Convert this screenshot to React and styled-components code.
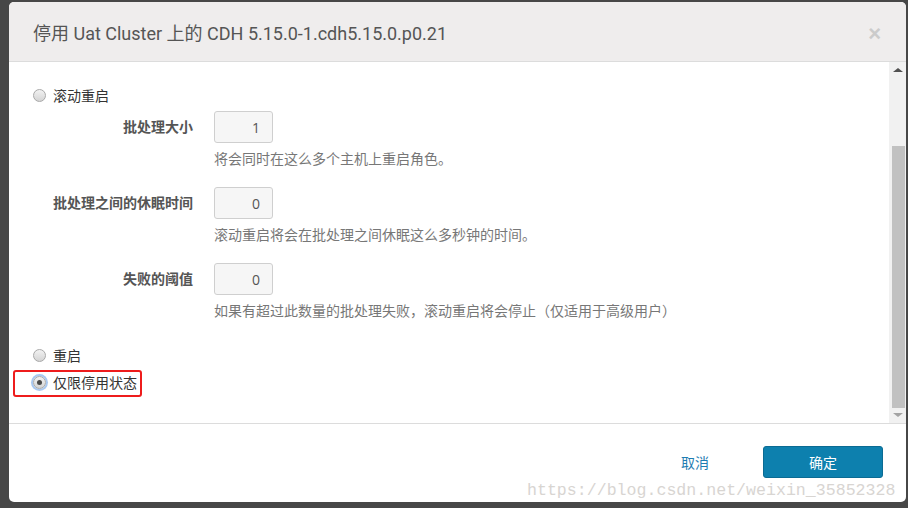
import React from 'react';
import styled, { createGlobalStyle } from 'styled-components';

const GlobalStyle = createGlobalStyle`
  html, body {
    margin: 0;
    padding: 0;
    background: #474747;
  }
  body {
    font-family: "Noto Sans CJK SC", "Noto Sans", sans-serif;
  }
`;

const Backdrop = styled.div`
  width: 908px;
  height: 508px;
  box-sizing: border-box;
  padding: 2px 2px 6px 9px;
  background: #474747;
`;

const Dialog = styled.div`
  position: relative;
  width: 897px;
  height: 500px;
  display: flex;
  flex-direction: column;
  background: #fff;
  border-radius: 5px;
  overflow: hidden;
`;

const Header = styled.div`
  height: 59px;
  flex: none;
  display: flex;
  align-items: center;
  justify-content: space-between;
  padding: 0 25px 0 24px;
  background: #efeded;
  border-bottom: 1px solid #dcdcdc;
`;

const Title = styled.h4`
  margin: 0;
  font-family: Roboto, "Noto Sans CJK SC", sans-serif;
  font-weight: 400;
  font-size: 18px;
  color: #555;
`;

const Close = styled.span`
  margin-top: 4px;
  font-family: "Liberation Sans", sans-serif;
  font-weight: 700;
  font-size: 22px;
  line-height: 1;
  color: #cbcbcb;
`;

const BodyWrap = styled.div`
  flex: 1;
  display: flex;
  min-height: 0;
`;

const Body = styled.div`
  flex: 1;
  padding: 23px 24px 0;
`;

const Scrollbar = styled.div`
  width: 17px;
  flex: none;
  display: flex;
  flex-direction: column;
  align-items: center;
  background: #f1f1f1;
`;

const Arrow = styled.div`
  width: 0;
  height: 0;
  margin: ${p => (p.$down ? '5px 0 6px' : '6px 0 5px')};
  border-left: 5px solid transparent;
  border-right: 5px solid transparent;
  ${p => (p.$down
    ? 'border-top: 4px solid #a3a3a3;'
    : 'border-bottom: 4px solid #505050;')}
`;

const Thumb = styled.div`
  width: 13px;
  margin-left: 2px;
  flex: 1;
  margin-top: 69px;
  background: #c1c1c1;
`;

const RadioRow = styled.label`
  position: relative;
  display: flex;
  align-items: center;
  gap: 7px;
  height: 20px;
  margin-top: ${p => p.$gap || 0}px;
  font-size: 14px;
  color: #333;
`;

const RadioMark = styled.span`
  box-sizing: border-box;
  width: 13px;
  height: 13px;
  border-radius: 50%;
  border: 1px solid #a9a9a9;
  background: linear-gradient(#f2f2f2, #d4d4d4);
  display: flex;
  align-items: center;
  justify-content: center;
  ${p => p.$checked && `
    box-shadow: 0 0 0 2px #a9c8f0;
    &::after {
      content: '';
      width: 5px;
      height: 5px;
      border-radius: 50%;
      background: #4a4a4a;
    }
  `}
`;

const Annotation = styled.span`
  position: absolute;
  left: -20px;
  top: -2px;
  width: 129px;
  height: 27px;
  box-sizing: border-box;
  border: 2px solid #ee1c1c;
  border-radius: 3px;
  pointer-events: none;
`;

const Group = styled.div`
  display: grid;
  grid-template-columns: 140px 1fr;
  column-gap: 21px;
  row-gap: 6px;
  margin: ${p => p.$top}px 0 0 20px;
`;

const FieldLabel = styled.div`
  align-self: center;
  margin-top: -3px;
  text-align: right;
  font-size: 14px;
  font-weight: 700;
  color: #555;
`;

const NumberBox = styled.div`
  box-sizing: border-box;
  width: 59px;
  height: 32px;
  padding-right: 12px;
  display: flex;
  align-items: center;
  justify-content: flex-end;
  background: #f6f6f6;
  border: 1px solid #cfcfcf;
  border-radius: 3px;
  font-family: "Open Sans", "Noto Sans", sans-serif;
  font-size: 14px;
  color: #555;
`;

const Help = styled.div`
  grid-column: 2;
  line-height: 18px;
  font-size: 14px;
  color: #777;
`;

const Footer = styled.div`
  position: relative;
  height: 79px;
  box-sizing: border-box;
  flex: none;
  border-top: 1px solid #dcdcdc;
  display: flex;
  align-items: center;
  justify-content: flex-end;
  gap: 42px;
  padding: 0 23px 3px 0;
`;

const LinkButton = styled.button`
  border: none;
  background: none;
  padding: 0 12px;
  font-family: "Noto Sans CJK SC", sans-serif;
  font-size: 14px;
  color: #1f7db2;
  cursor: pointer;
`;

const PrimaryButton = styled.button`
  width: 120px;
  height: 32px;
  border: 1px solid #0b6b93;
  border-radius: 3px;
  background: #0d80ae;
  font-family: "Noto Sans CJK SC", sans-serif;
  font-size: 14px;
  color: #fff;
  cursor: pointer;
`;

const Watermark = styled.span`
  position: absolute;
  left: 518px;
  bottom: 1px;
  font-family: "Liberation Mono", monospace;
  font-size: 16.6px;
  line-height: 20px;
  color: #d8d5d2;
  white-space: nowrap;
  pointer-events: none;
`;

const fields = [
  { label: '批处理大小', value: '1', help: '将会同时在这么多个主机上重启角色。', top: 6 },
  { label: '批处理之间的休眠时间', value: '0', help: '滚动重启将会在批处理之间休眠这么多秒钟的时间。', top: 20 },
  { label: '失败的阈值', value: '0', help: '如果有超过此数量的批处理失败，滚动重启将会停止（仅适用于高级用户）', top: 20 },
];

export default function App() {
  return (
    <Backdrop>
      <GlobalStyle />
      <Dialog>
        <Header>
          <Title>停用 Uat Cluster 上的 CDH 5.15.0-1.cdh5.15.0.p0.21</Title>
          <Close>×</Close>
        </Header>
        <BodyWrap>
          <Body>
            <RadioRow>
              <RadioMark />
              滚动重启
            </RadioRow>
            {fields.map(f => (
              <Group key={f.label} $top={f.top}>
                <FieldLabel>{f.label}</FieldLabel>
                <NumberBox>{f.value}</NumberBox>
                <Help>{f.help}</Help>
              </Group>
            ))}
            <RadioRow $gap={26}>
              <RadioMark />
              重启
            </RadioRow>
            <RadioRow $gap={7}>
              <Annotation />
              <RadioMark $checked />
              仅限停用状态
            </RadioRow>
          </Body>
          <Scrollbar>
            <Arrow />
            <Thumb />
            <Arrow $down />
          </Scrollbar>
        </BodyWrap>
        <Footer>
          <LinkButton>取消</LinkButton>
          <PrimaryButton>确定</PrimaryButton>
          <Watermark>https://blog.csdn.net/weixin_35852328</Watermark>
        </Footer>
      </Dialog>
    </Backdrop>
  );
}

=-=-=-=-=

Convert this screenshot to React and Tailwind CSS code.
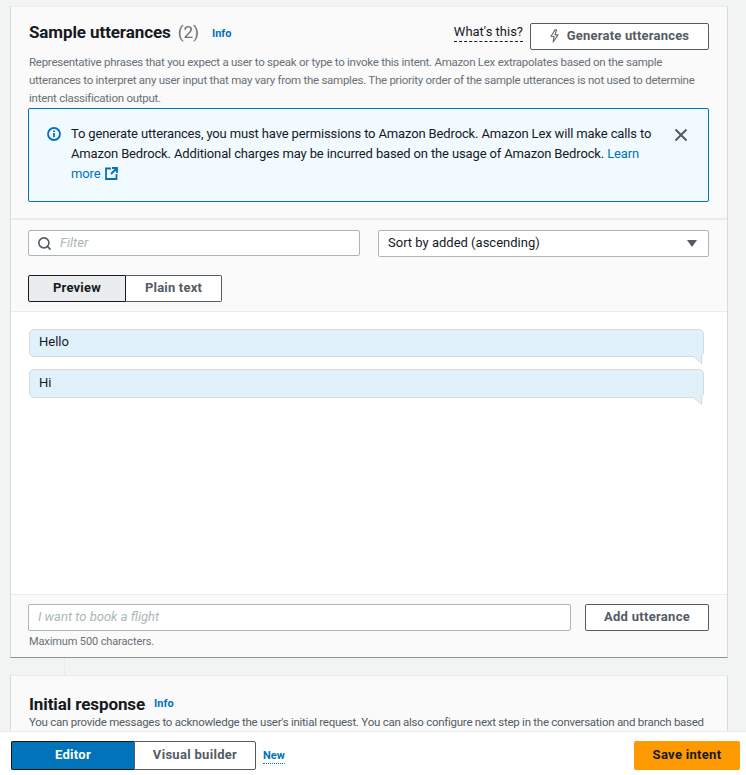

=-=-=-=-=

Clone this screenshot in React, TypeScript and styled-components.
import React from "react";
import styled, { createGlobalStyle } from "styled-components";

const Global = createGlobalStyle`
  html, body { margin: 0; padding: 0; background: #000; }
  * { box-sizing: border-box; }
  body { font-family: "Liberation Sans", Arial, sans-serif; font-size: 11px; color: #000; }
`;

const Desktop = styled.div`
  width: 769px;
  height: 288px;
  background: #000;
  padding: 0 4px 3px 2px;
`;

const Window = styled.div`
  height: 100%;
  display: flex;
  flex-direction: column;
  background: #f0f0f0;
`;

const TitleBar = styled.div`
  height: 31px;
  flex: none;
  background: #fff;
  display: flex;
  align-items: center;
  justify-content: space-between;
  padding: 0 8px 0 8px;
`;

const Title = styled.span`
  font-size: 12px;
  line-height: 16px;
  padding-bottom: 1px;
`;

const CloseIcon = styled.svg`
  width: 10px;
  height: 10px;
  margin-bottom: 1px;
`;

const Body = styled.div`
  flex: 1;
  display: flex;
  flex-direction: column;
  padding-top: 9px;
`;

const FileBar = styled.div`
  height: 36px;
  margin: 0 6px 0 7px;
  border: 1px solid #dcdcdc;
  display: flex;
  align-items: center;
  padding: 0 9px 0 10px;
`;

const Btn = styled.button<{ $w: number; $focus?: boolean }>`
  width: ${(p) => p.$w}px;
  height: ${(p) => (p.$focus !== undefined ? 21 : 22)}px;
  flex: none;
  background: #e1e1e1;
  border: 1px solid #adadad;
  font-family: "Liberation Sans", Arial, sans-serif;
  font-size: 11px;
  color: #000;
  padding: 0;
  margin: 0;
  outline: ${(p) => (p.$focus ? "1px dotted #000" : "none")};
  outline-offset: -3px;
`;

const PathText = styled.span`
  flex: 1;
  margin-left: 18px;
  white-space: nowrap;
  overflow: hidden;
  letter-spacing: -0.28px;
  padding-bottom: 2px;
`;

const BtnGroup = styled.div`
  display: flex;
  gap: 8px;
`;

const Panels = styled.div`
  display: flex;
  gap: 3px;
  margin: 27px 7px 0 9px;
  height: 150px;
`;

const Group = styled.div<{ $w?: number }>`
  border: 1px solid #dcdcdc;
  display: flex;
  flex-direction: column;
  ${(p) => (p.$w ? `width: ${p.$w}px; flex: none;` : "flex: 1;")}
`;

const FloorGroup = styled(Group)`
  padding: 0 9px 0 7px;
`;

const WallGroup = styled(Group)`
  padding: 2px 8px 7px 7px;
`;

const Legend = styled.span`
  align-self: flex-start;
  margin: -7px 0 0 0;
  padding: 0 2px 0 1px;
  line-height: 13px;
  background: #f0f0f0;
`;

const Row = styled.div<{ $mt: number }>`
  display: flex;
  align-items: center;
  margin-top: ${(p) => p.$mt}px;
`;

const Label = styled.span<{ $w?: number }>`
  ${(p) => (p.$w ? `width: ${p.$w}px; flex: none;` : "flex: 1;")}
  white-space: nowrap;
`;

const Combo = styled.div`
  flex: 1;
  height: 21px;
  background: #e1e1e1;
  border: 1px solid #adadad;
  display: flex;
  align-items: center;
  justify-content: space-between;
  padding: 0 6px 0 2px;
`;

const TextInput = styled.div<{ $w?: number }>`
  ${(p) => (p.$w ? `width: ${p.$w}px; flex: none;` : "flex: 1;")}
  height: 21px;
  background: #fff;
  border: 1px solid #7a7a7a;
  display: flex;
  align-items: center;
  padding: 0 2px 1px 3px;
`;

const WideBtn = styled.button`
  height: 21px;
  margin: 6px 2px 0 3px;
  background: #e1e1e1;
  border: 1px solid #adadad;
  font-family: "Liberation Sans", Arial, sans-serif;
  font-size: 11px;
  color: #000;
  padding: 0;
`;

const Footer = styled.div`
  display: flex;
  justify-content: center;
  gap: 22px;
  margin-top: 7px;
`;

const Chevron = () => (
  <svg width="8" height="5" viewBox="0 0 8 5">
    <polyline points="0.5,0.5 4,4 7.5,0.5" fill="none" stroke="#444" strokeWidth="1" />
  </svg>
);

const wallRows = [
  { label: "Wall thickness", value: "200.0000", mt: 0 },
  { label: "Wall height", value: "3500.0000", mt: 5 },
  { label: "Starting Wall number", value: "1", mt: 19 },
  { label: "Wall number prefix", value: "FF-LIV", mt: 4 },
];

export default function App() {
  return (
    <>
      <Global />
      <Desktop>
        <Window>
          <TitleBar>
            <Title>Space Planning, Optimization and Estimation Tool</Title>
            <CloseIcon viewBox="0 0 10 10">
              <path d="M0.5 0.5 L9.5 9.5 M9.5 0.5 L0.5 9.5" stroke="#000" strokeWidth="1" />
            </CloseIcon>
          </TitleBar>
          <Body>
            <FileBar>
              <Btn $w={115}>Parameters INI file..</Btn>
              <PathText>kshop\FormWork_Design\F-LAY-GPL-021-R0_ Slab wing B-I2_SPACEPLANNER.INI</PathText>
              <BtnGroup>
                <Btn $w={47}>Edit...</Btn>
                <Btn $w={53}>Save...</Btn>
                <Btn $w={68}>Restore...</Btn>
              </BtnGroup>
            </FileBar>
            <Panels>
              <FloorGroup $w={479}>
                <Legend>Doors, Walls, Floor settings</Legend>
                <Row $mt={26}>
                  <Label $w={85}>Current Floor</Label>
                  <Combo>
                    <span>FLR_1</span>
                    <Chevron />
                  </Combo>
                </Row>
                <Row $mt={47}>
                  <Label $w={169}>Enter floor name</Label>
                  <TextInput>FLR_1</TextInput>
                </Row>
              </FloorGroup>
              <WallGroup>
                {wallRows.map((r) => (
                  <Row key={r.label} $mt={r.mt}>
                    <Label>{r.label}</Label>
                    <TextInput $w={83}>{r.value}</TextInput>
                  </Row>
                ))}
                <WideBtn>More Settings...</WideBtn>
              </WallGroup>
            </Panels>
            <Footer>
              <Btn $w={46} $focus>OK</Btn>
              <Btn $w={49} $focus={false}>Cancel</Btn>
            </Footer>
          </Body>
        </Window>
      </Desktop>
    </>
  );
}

=-=-=-=-=

* [Goal]: State the number of lines in the preceding entries that include the word "Convert". Provide nothing else.

* [Correct response]: 2